What happened next? A Trinitarian epiphany. The Holy Spirit descended as a dove – the symbol of peace; this makes sense as John was offering the ultimate Peace Offering of his Levitical priesthood. This same Holy Spirit descends upon our altars during Mass today; He is called upon by the priest (during the Epiclesis prayer) to come upon the gifts. Next, after Jesus’ baptism, the Father speaks His Word, telling all to listen to His Son. This phrase has many meanings, including the fact that by speaking His Word, the Word made flesh is generated. We may also understand it to mean that we should listen to the Word of God, which is an integral part of every Eucharistic Sacrifice.

In John’s Gospel, after Jesus’ baptism, the first disciples are called. Perhaps it is more correct to say that St. John the Baptist sent them to Jesus. This is also a part of our Mass, for the priest not only offers the Eucharistic Sacrifice as did St. John, but he also gives Jesus to us in Holy Communion, as St. John did to those first disciples.

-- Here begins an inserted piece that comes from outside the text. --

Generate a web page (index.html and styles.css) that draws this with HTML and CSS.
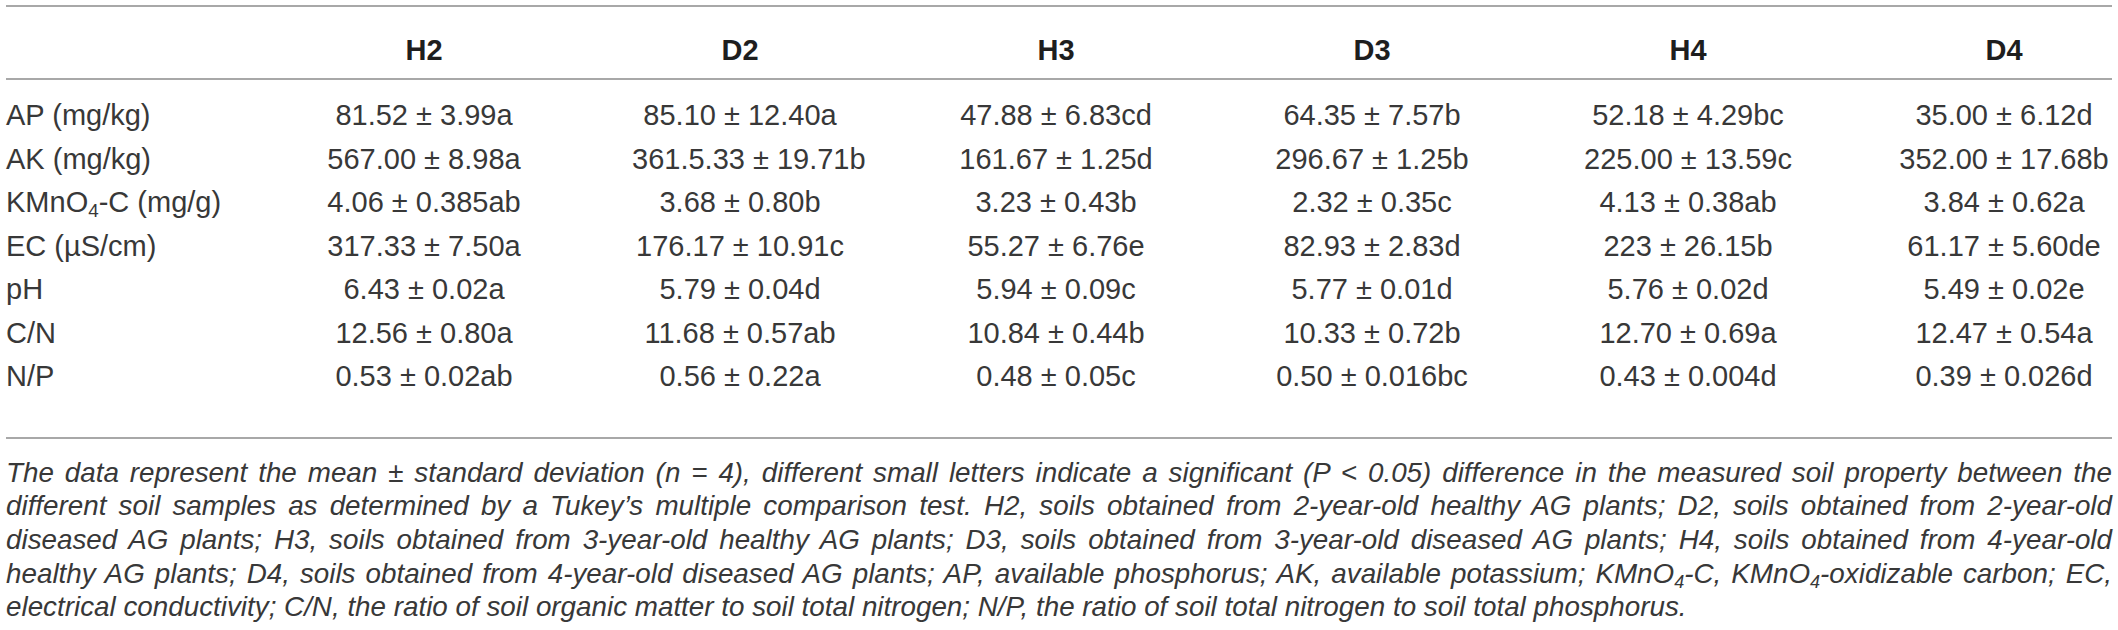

The baptism of Jesus was, then, a type of the Eucharistic Sacrifice, the Mass, with St. John the Baptist as priest. Many images are brilliantly brought together to typify both the Sacrifice on Calvary as well as the Mass through the ages: baptism, Eucharist, the Most Holy Trinity, Jesus the sacrificial victim, the priesthood, our reception in Holy Communion, continuity with the Old Testament, etc.

This is all very interesting, but how does this help us grow closer to God? At first, it reinforces our Faith, showing us that what we believe has a strong Scriptural basis. Perhaps more important, though, is to develop an appreciation for the beautiful design God put into Salvation History. God wants to give us beautiful things, as we want to do for our own beloveds. Little jewels like this understanding of the Baptist’s priesthood is just that: a jewel, a beautiful gift for us, His beloved.